[Your goal] Exactly as written, please set down all of the entries again, with no pictures.

— Start of Data for this exercise —

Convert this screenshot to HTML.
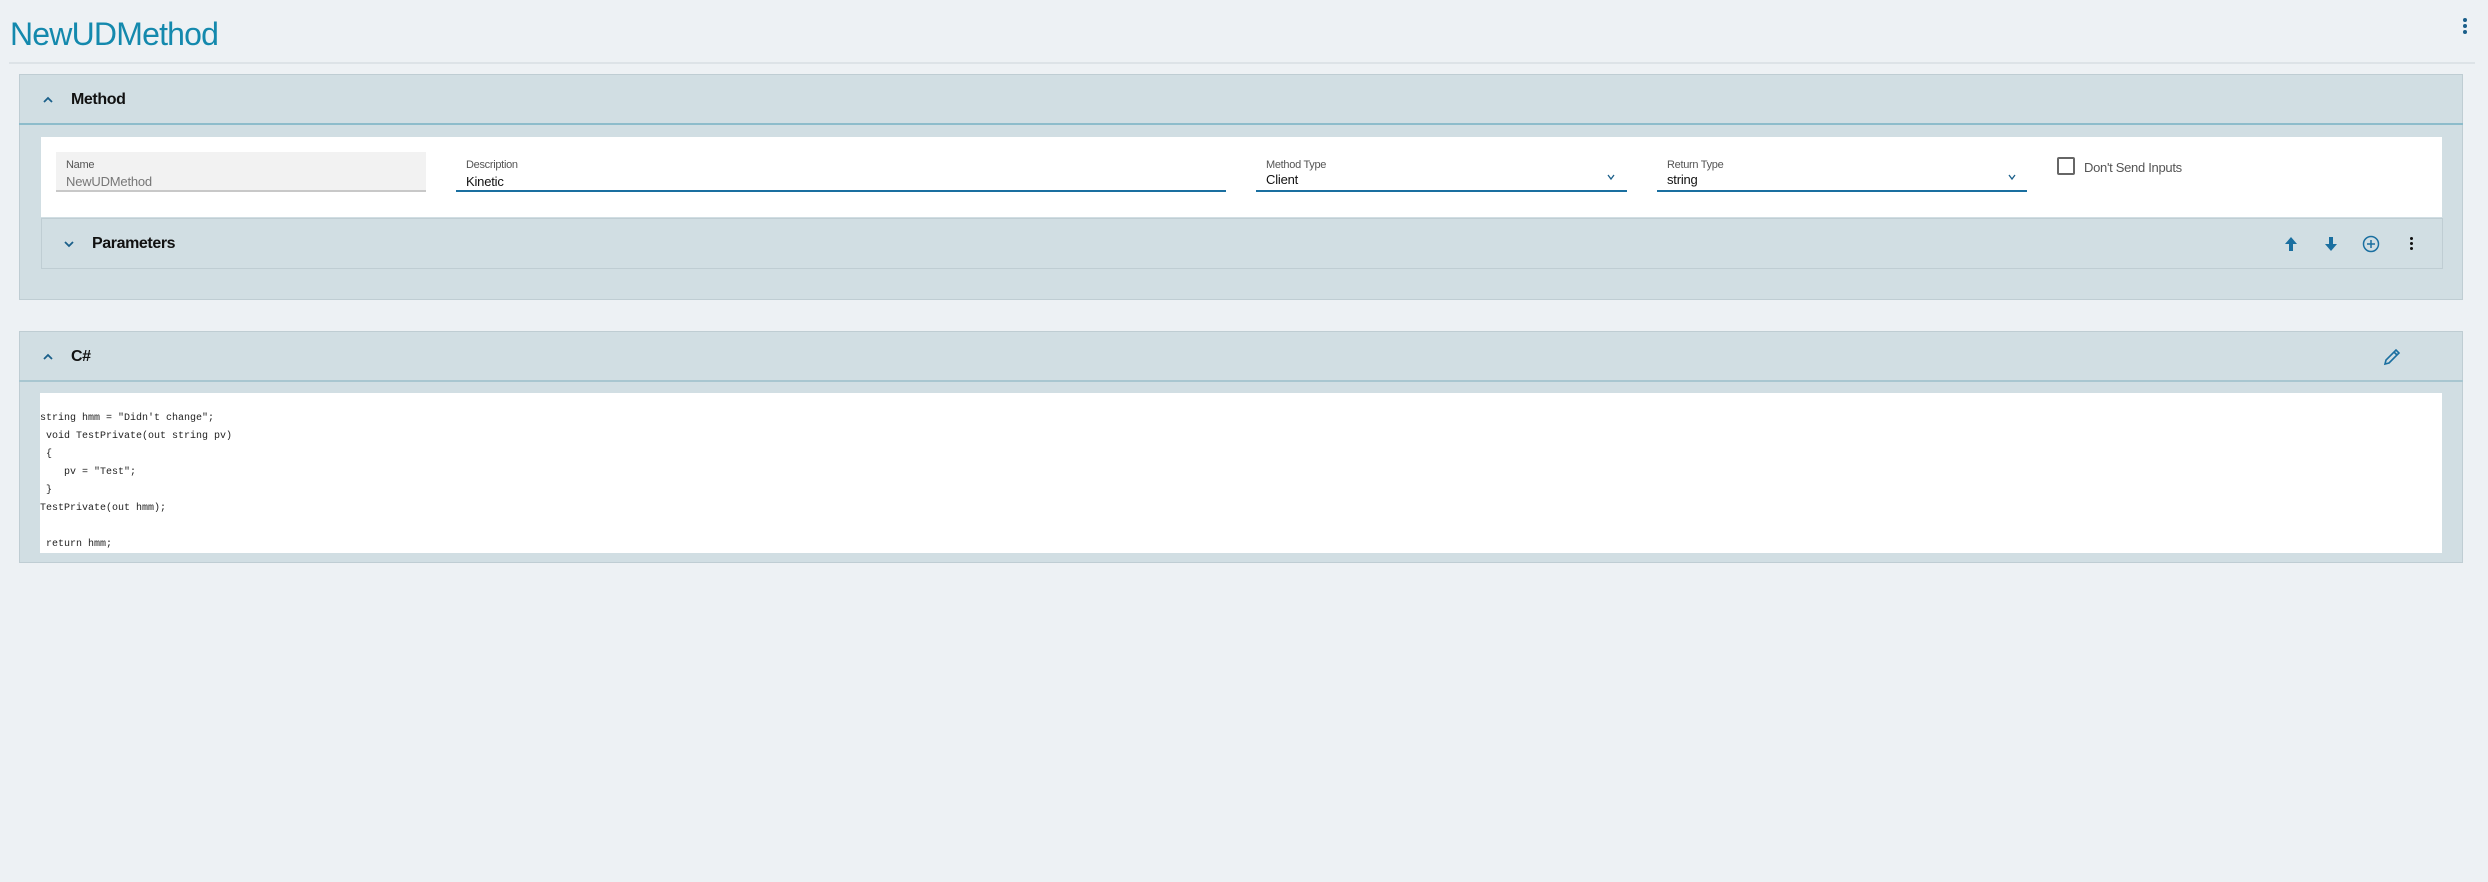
<!DOCTYPE html>
<html><head><meta charset="utf-8"><style>
*{box-sizing:border-box;margin:0;padding:0}
body{width:2488px;height:882px;background:#edf1f4;font-family:"Liberation Sans",sans-serif;position:relative;overflow:hidden}
.a{position:absolute}
.title{left:10px;top:16px;font-size:32px;color:#1489ad;letter-spacing:-0.8px}
.panel{background:#d1dee3;border:1px solid #bfcdd3}
.lbl{font-size:11px;color:#555;letter-spacing:-0.3px}
.val{font-size:13px;color:#111;letter-spacing:-0.2px}
.hdr{font-size:16px;color:#111;font-weight:bold;letter-spacing:-0.4px}
.code{font-family:"Liberation Mono",monospace;font-size:10px;color:#222;line-height:18px;white-space:pre}
</style></head><body>
<div class="a title">NewUDMethod</div>
<div class="a" style="left:2463px;top:18px;width:4px;height:16px">
<div class="a" style="left:0;top:0;width:4px;height:4px;border-radius:2px;background:#1a5f8a"></div>
<div class="a" style="left:0;top:6px;width:4px;height:4px;border-radius:2px;background:#1a5f8a"></div>
<div class="a" style="left:0;top:12px;width:4px;height:4px;border-radius:2px;background:#1a5f8a"></div></div>
<div class="a" style="left:9px;top:62px;width:2466px;height:2px;background:#dde3e7"></div>

<div class="a panel" style="left:19px;top:74px;width:2444px;height:226px"></div>
<div class="a" style="left:19px;top:123px;width:2444px;height:2px;background:#8dbccb"></div>
<svg class="a" style="left:41px;top:94px" width="14" height="12"><path d="M3 8 L7 4 L11 8" fill="none" stroke="#1a5f8a" stroke-width="1.8"/></svg>
<div class="a hdr" style="left:71px;top:91px">Method</div>

<div class="a" style="left:41px;top:137px;width:2401px;height:80px;background:#fff"></div>
<div class="a" style="left:56px;top:152px;width:370px;height:40px;background:#f2f2f2;border-bottom:2px solid #c8c8c8"></div>
<div class="a lbl" style="left:66px;top:159px">Name</div>
<div class="a val" style="left:66px;top:174px;color:#777">NewUDMethod</div>

<div class="a" style="left:456px;top:190px;width:770px;height:2px;background:#1a6fa0"></div>
<div class="a lbl" style="left:466px;top:159px">Description</div>
<div class="a val" style="left:466px;top:174px">Kinetic</div>

<div class="a" style="left:1256px;top:190px;width:371px;height:2px;background:#1a6fa0"></div>
<div class="a lbl" style="left:1266px;top:159px">Method Type</div>
<div class="a val" style="left:1266px;top:172px">Client</div>
<svg class="a" style="left:1605px;top:172px" width="12" height="10"><path d="M3 3 L6 7 L9 3" fill="none" stroke="#1a5f8a" stroke-width="1.3"/></svg>

<div class="a" style="left:1657px;top:190px;width:370px;height:2px;background:#1a6fa0"></div>
<div class="a lbl" style="left:1667px;top:159px">Return Type</div>
<div class="a val" style="left:1667px;top:172px">string</div>
<svg class="a" style="left:2006px;top:172px" width="12" height="10"><path d="M3 3 L6 7 L9 3" fill="none" stroke="#1a5f8a" stroke-width="1.3"/></svg>

<div class="a" style="left:2057px;top:157px;width:18px;height:18px;border:2px solid #666;border-radius:2px"></div>
<div class="a" style="left:2084px;top:160px;font-size:13px;color:#555;letter-spacing:-0.3px">Don't Send Inputs</div>

<div class="a panel" style="left:41px;top:218px;width:2402px;height:51px"></div>
<svg class="a" style="left:62px;top:238px" width="14" height="12"><path d="M3 4 L7 8 L11 4" fill="none" stroke="#1a5f8a" stroke-width="1.8"/></svg>
<div class="a hdr" style="left:92px;top:235px">Parameters</div>
<svg class="a" style="left:2283px;top:236px" width="16" height="16"><path d="M8 1 L14 8 L10 8 L10 15 L6 15 L6 8 L2 8 Z" fill="#1a6fa0"/></svg>
<svg class="a" style="left:2323px;top:236px" width="16" height="16"><path d="M8 15 L14 8 L10 8 L10 1 L6 1 L6 8 L2 8 Z" fill="#1a6fa0"/></svg>
<svg class="a" style="left:2362px;top:235px" width="18" height="18"><circle cx="9" cy="9" r="7.5" fill="none" stroke="#1a6fa0" stroke-width="1.5"/><path d="M9 5 V13 M5 9 H13" stroke="#1a6fa0" stroke-width="1.5"/></svg>
<div class="a" style="left:2410px;top:237px;width:3px;height:3px;background:#111;border-radius:2px"></div>
<div class="a" style="left:2410px;top:242px;width:3px;height:3px;background:#111;border-radius:2px"></div>
<div class="a" style="left:2410px;top:247px;width:3px;height:3px;background:#111;border-radius:2px"></div>

<div class="a panel" style="left:19px;top:331px;width:2444px;height:232px"></div>
<div class="a" style="left:19px;top:380px;width:2444px;height:2px;background:#a8c6d0"></div>
<svg class="a" style="left:41px;top:351px" width="14" height="12"><path d="M3 8 L7 4 L11 8" fill="none" stroke="#1a5f8a" stroke-width="1.8"/></svg>
<div class="a hdr" style="left:71px;top:348px">C#</div>
<svg class="a" style="left:2383px;top:348px" width="18" height="18"><path d="M2 16 L3 12 L13 2 L16 5 L6 15 Z M11 4 L14 7" fill="none" stroke="#1a6fa0" stroke-width="1.6"/></svg>

<div class="a" style="left:40px;top:393px;width:2402px;height:160px;background:#fff"></div>
<div class="a code" style="left:40px;top:410px">string hmm = "Didn't change";
 void TestPrivate(out string pv)
 {
    pv = "Test";
 }
TestPrivate(out hmm);

 return hmm;</div>
</body></html>
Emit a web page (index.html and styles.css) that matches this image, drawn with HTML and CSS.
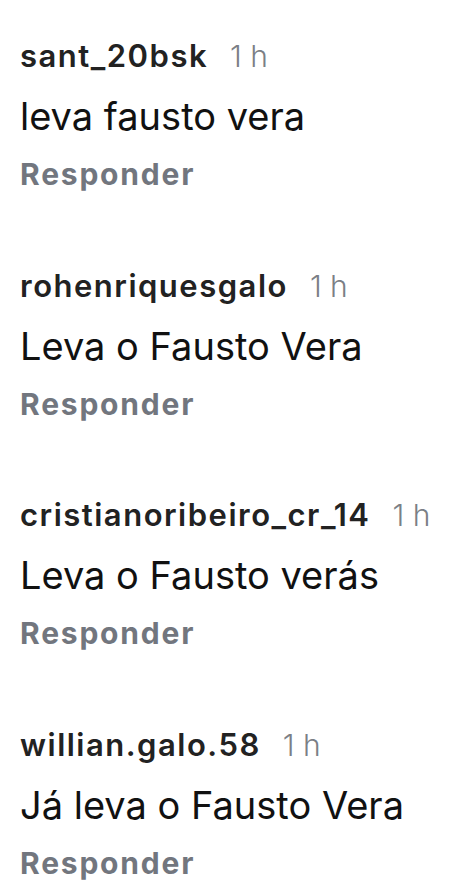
FILE: index.html
```html
<!DOCTYPE html>
<html lang="pt-BR">

<head>
    <meta charset="UTF-8">
    <meta name="viewport" content="width=device-width, initial-scale=1.0">
    <title>Comentários</title>
    <link rel="stylesheet" href="styles.css">
</head>

<body>
    <ul class="comments">
        <li class="comment">
            <div class="meta"><span class="user">sant_20bsk</span><span class="time">1 h</span></div>
            <p class="text">leva fausto vera</p>
            <a class="reply" href="#">Responder</a>
        </li>
        <li class="comment">
            <div class="meta"><span class="user">rohenriquesgalo</span><span class="time">1 h</span></div>
            <p class="text">Leva o Fausto Vera</p>
            <a class="reply" href="#">Responder</a>
        </li>
        <li class="comment">
            <div class="meta"><span class="user">cristianoribeiro_cr_14</span><span class="time">1 h</span></div>
            <p class="text">Leva o Fausto verás</p>
            <a class="reply" href="#">Responder</a>
        </li>
        <li class="comment">
            <div class="meta"><span class="user">willian.galo.58</span><span class="time">1 h</span></div>
            <p class="text">Já leva o Fausto Vera</p>
            <a class="reply" href="#">Responder</a>
        </li>
    </ul>
</body>

</html>
```

FILE: styles.css
```css
* {
    margin: 0;
    padding: 0;
    box-sizing: border-box;
    text-decoration: none;
}

body {
    background: #fff;
    font-family: Inter, Roboto, sans-serif;
}

.comments {
    list-style: none;
    padding: 27px 20px 0;
}

.comment {
    display: flex;
    flex-direction: column;
    margin-bottom: 53.8px;
}

.meta {
    display: flex;
    align-items: baseline;
    gap: 22px;
    line-height: 58px;
}

.user {
    font-size: 31px;
    font-weight: 600;
    letter-spacing: 1.5px;
    color: #222;
}

.time {
    font-size: 30px;
    font-weight: 300;
    color: #7b7f86;
}

.text {
    font-size: 38px;
    line-height: 62.4px;
    color: #111;
}

.reply {
    font-size: 30px;
    font-weight: 700;
    letter-spacing: 1.8px;
    line-height: 55.3px;
    color: #72767e;
}
```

— End of Data for this exercise —

[Response]
Convert this screenshot to HTML.
<!DOCTYPE html>
<html><head><meta charset="utf-8"><style>
*{box-sizing:border-box;margin:0;padding:0}
body{width:2488px;height:882px;background:#edf1f4;font-family:"Liberation Sans",sans-serif;position:relative;overflow:hidden}
.a{position:absolute}
.title{left:10px;top:16px;font-size:32px;color:#1489ad;letter-spacing:-0.8px}
.panel{background:#d1dee3;border:1px solid #bfcdd3}
.lbl{font-size:11px;color:#555;letter-spacing:-0.3px}
.val{font-size:13px;color:#111;letter-spacing:-0.2px}
.hdr{font-size:16px;color:#111;font-weight:bold;letter-spacing:-0.4px}
.code{font-family:"Liberation Mono",monospace;font-size:10px;color:#222;line-height:18px;white-space:pre}
</style></head><body>
<div class="a title">NewUDMethod</div>
<div class="a" style="left:2463px;top:18px;width:4px;height:16px">
<div class="a" style="left:0;top:0;width:4px;height:4px;border-radius:2px;background:#1a5f8a"></div>
<div class="a" style="left:0;top:6px;width:4px;height:4px;border-radius:2px;background:#1a5f8a"></div>
<div class="a" style="left:0;top:12px;width:4px;height:4px;border-radius:2px;background:#1a5f8a"></div></div>
<div class="a" style="left:9px;top:62px;width:2466px;height:2px;background:#dde3e7"></div>

<div class="a panel" style="left:19px;top:74px;width:2444px;height:226px"></div>
<div class="a" style="left:19px;top:123px;width:2444px;height:2px;background:#8dbccb"></div>
<svg class="a" style="left:41px;top:94px" width="14" height="12"><path d="M3 8 L7 4 L11 8" fill="none" stroke="#1a5f8a" stroke-width="1.8"/></svg>
<div class="a hdr" style="left:71px;top:91px">Method</div>

<div class="a" style="left:41px;top:137px;width:2401px;height:80px;background:#fff"></div>
<div class="a" style="left:56px;top:152px;width:370px;height:40px;background:#f2f2f2;border-bottom:2px solid #c8c8c8"></div>
<div class="a lbl" style="left:66px;top:159px">Name</div>
<div class="a val" style="left:66px;top:174px;color:#777">NewUDMethod</div>

<div class="a" style="left:456px;top:190px;width:770px;height:2px;background:#1a6fa0"></div>
<div class="a lbl" style="left:466px;top:159px">Description</div>
<div class="a val" style="left:466px;top:174px">Kinetic</div>

<div class="a" style="left:1256px;top:190px;width:371px;height:2px;background:#1a6fa0"></div>
<div class="a lbl" style="left:1266px;top:159px">Method Type</div>
<div class="a val" style="left:1266px;top:172px">Client</div>
<svg class="a" style="left:1605px;top:172px" width="12" height="10"><path d="M3 3 L6 7 L9 3" fill="none" stroke="#1a5f8a" stroke-width="1.3"/></svg>

<div class="a" style="left:1657px;top:190px;width:370px;height:2px;background:#1a6fa0"></div>
<div class="a lbl" style="left:1667px;top:159px">Return Type</div>
<div class="a val" style="left:1667px;top:172px">string</div>
<svg class="a" style="left:2006px;top:172px" width="12" height="10"><path d="M3 3 L6 7 L9 3" fill="none" stroke="#1a5f8a" stroke-width="1.3"/></svg>

<div class="a" style="left:2057px;top:157px;width:18px;height:18px;border:2px solid #666;border-radius:2px"></div>
<div class="a" style="left:2084px;top:160px;font-size:13px;color:#555;letter-spacing:-0.3px">Don't Send Inputs</div>

<div class="a panel" style="left:41px;top:218px;width:2402px;height:51px"></div>
<svg class="a" style="left:62px;top:238px" width="14" height="12"><path d="M3 4 L7 8 L11 4" fill="none" stroke="#1a5f8a" stroke-width="1.8"/></svg>
<div class="a hdr" style="left:92px;top:235px">Parameters</div>
<svg class="a" style="left:2283px;top:236px" width="16" height="16"><path d="M8 1 L14 8 L10 8 L10 15 L6 15 L6 8 L2 8 Z" fill="#1a6fa0"/></svg>
<svg class="a" style="left:2323px;top:236px" width="16" height="16"><path d="M8 15 L14 8 L10 8 L10 1 L6 1 L6 8 L2 8 Z" fill="#1a6fa0"/></svg>
<svg class="a" style="left:2362px;top:235px" width="18" height="18"><circle cx="9" cy="9" r="7.5" fill="none" stroke="#1a6fa0" stroke-width="1.5"/><path d="M9 5 V13 M5 9 H13" stroke="#1a6fa0" stroke-width="1.5"/></svg>
<div class="a" style="left:2410px;top:237px;width:3px;height:3px;background:#111;border-radius:2px"></div>
<div class="a" style="left:2410px;top:242px;width:3px;height:3px;background:#111;border-radius:2px"></div>
<div class="a" style="left:2410px;top:247px;width:3px;height:3px;background:#111;border-radius:2px"></div>

<div class="a panel" style="left:19px;top:331px;width:2444px;height:232px"></div>
<div class="a" style="left:19px;top:380px;width:2444px;height:2px;background:#a8c6d0"></div>
<svg class="a" style="left:41px;top:351px" width="14" height="12"><path d="M3 8 L7 4 L11 8" fill="none" stroke="#1a5f8a" stroke-width="1.8"/></svg>
<div class="a hdr" style="left:71px;top:348px">C#</div>
<svg class="a" style="left:2383px;top:348px" width="18" height="18"><path d="M2 16 L3 12 L13 2 L16 5 L6 15 Z M11 4 L14 7" fill="none" stroke="#1a6fa0" stroke-width="1.6"/></svg>

<div class="a" style="left:40px;top:393px;width:2402px;height:160px;background:#fff"></div>
<div class="a code" style="left:40px;top:410px">string hmm = "Didn't change";
 void TestPrivate(out string pv)
 {
    pv = "Test";
 }
TestPrivate(out hmm);

 return hmm;</div>
</body></html>
Emit a web page (index.html and styles.css) that matches this image, drawn with HTML and CSS.
FILE: index.html
```html
<!DOCTYPE html>
<html lang="pt-BR">

<head>
    <meta charset="UTF-8">
    <meta name="viewport" content="width=device-width, initial-scale=1.0">
    <title>Comentários</title>
    <link rel="stylesheet" href="styles.css">
</head>

<body>
    <ul class="comments">
        <li class="comment">
            <div class="meta"><span class="user">sant_20bsk</span><span class="time">1 h</span></div>
            <p class="text">leva fausto vera</p>
            <a class="reply" href="#">Responder</a>
        </li>
        <li class="comment">
            <div class="meta"><span class="user">rohenriquesgalo</span><span class="time">1 h</span></div>
            <p class="text">Leva o Fausto Vera</p>
            <a class="reply" href="#">Responder</a>
        </li>
        <li class="comment">
            <div class="meta"><span class="user">cristianoribeiro_cr_14</span><span class="time">1 h</span></div>
            <p class="text">Leva o Fausto verás</p>
            <a class="reply" href="#">Responder</a>
        </li>
        <li class="comment">
            <div class="meta"><span class="user">willian.galo.58</span><span class="time">1 h</span></div>
            <p class="text">Já leva o Fausto Vera</p>
            <a class="reply" href="#">Responder</a>
        </li>
    </ul>
</body>

</html>
```

FILE: styles.css
```css
* {
    margin: 0;
    padding: 0;
    box-sizing: border-box;
    text-decoration: none;
}

body {
    background: #fff;
    font-family: Inter, Roboto, sans-serif;
}

.comments {
    list-style: none;
    padding: 27px 20px 0;
}

.comment {
    display: flex;
    flex-direction: column;
    margin-bottom: 53.8px;
}

.meta {
    display: flex;
    align-items: baseline;
    gap: 22px;
    line-height: 58px;
}

.user {
    font-size: 31px;
    font-weight: 600;
    letter-spacing: 1.5px;
    color: #222;
}

.time {
    font-size: 30px;
    font-weight: 300;
    color: #7b7f86;
}

.text {
    font-size: 38px;
    line-height: 62.4px;
    color: #111;
}

.reply {
    font-size: 30px;
    font-weight: 700;
    letter-spacing: 1.8px;
    line-height: 55.3px;
    color: #72767e;
}
```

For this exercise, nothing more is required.